The exposition of Mr. Biswas' early life and the poverty of his family present the reader with a wealth of cultural details about the Indian diaspora in Trinidad, in which the author himself grew up; we, presumably as English readers without Naipual's intimate knowledge of Caribbean life, are plunged into a world unfamiliar—not only in terms of its language and conventions, but also in terms of the attitudes of most of its characters. Raghu (Mr. Biswas' father), for example, is presented unflatteringly as a miser and unkind husband, but he is also one of the more forceful characters in the early narrative; Mr. Biswas too, while a quiet and withdrawn child, becomes the center of attention and inadvertently causes most of the dramatic action. Overall, none of the characters seems particularly linked to any larger movement or sense of history; rather, they move about in a somewhat haphazard manner, as is exemplified by the many times that Mr. Biswas must move with his family, from his departure from his house after his father's death to his various attempts at finding something to do in life—attempts that eventually land him, almost by accident, in Hanuman House married into the claustrophobia of the Tulsi family. None of these movements come about by any active striving on the part of the protagonist or anyone near him, who all seem to be moved passively by the succession of events.
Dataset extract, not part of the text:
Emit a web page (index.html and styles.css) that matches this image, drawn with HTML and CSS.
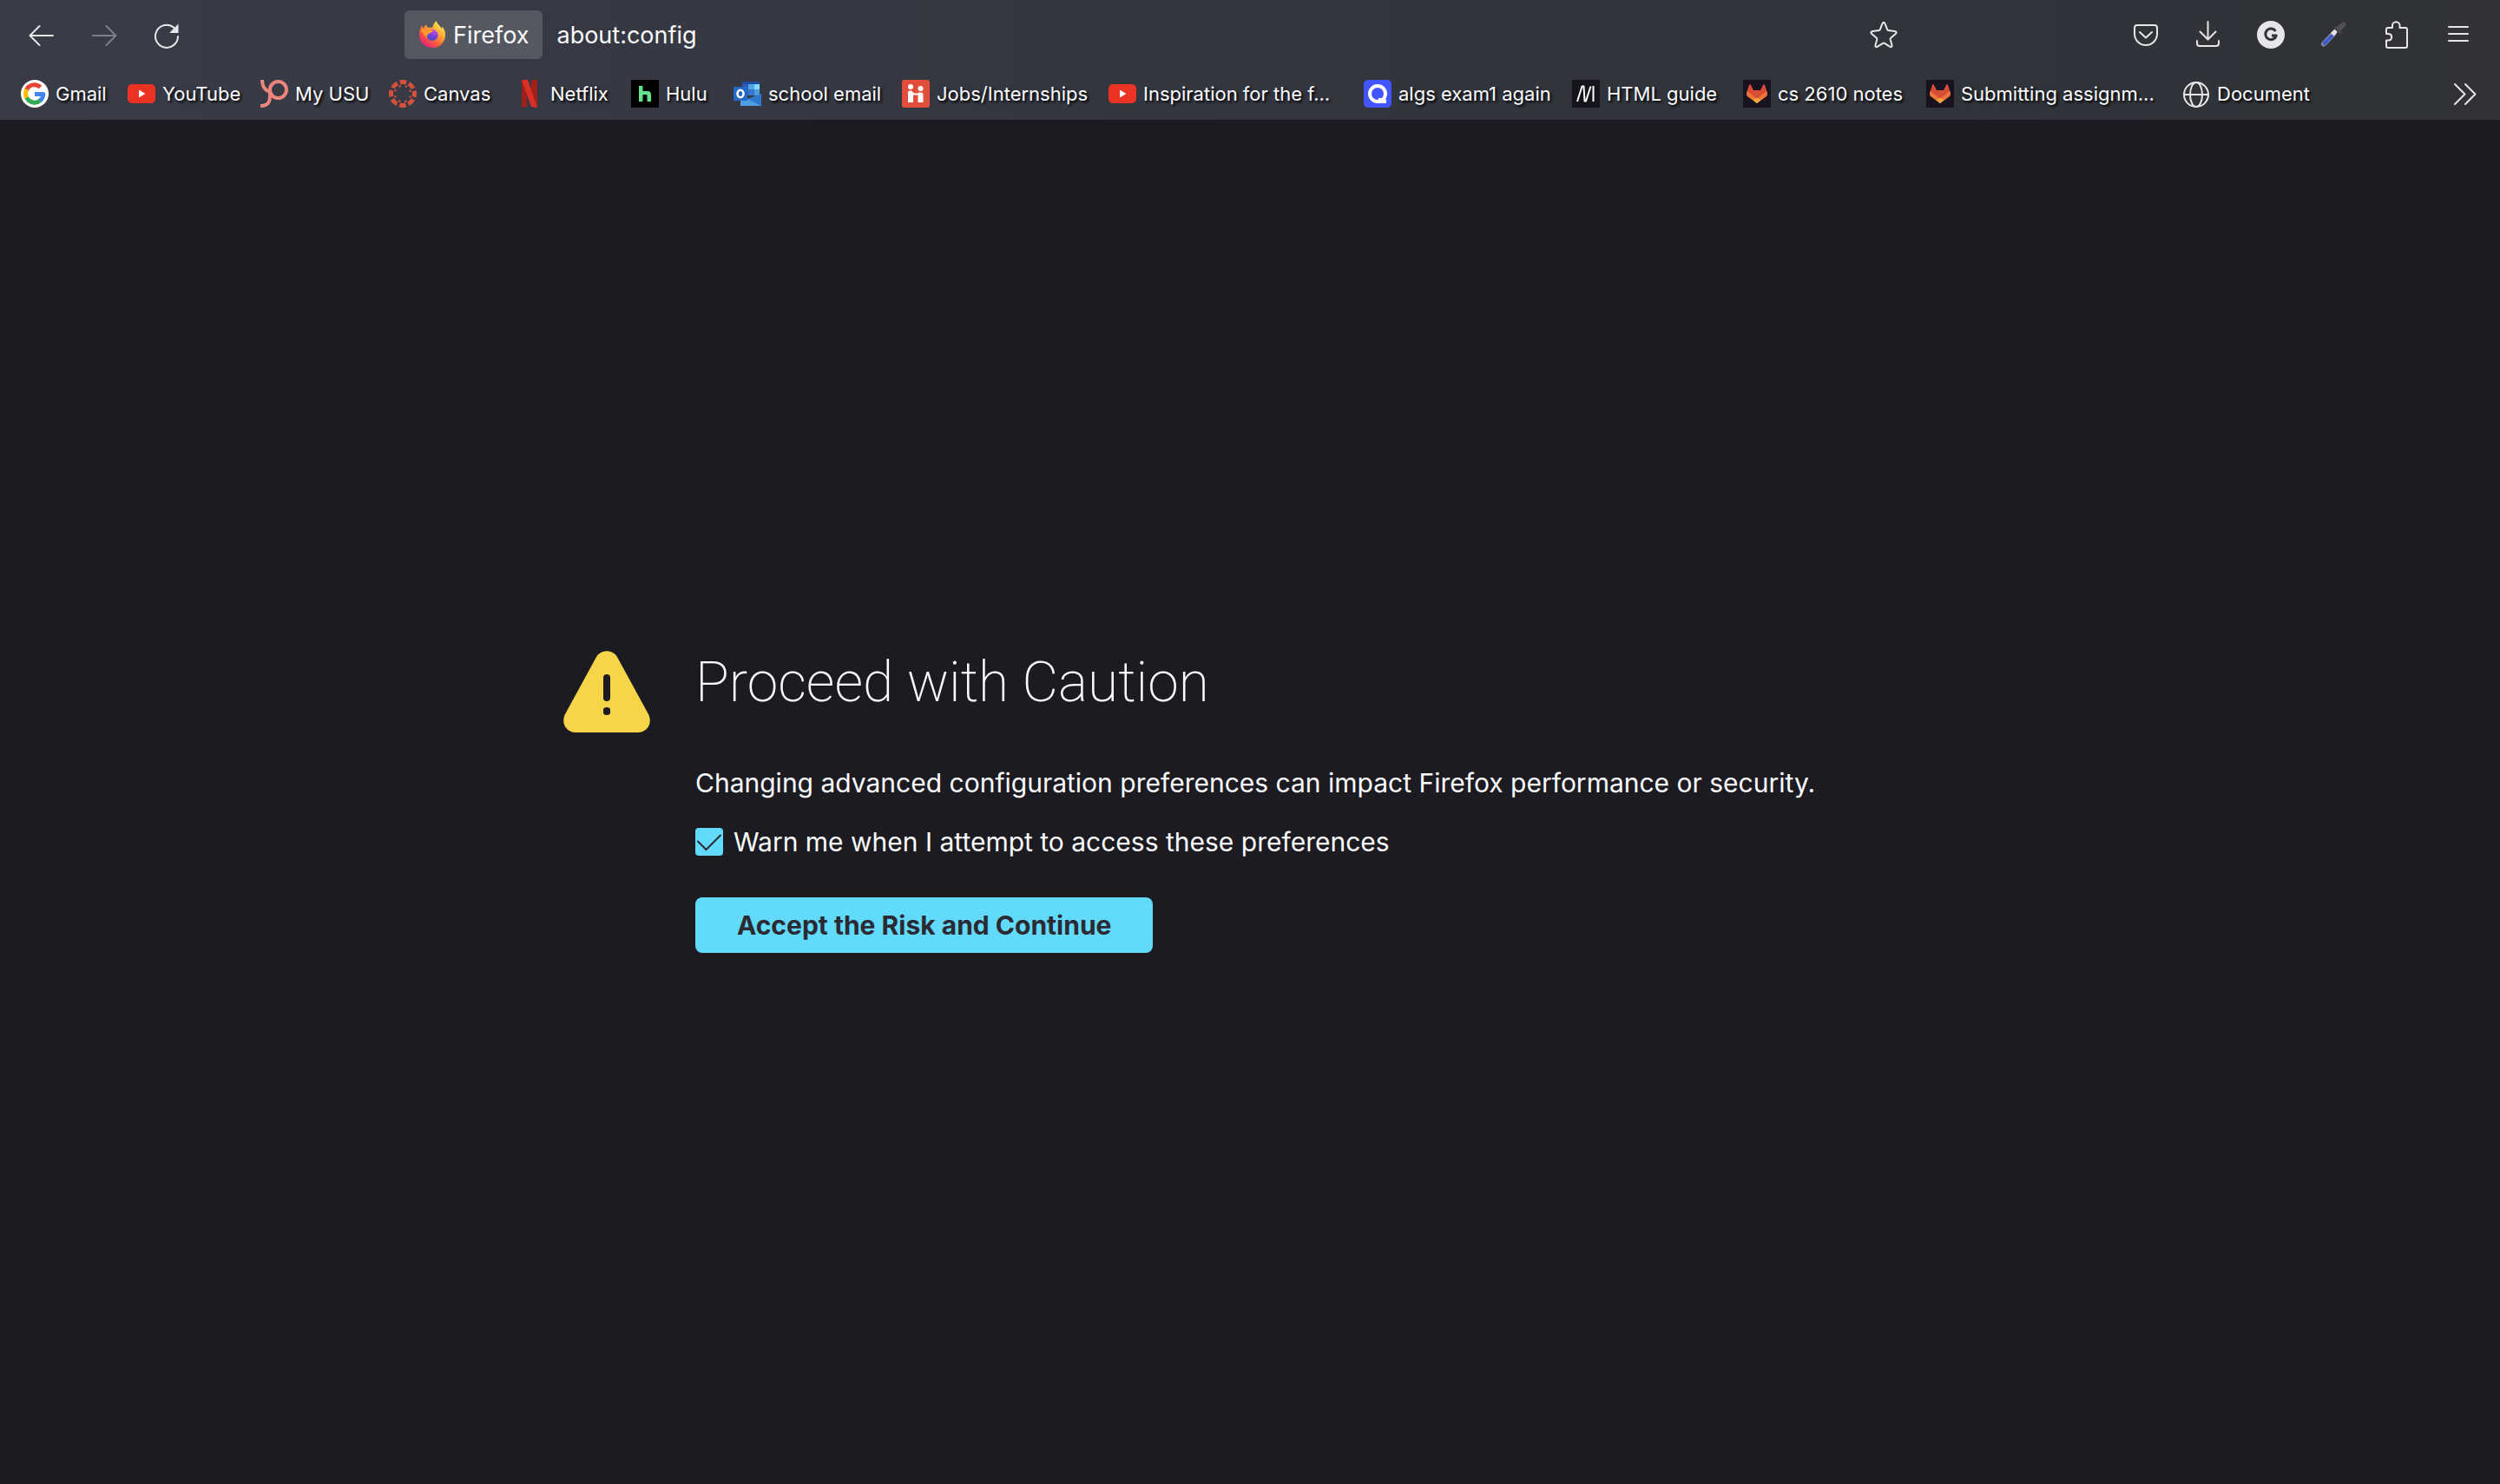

This passive attitude of the characters, especially Mr. Biswas, comes to a kind of ironic climax in the scene in which Mr. Biswas is beaten by his brother-in-law. Govind's reason for beating Mr. Biswas in the first place is rather petty—Mr. Biswas spit on his son Owad—and when the narrative begins to describe the violent blows Govind deals Mr. Biswas, it also gives us, in parallel, the latter's unexpectedly detached and bemused observations about the hysteria of the other family members trying to intervene and his own distance from what is going on. Instead of a powerful catharsis of Mr. Biswas' sense of alienation and annoyance with the family, we get a scene that seems almost extraneous (as it does to Mr. Biswas himself, who only starts to feel sore sometime after his beating).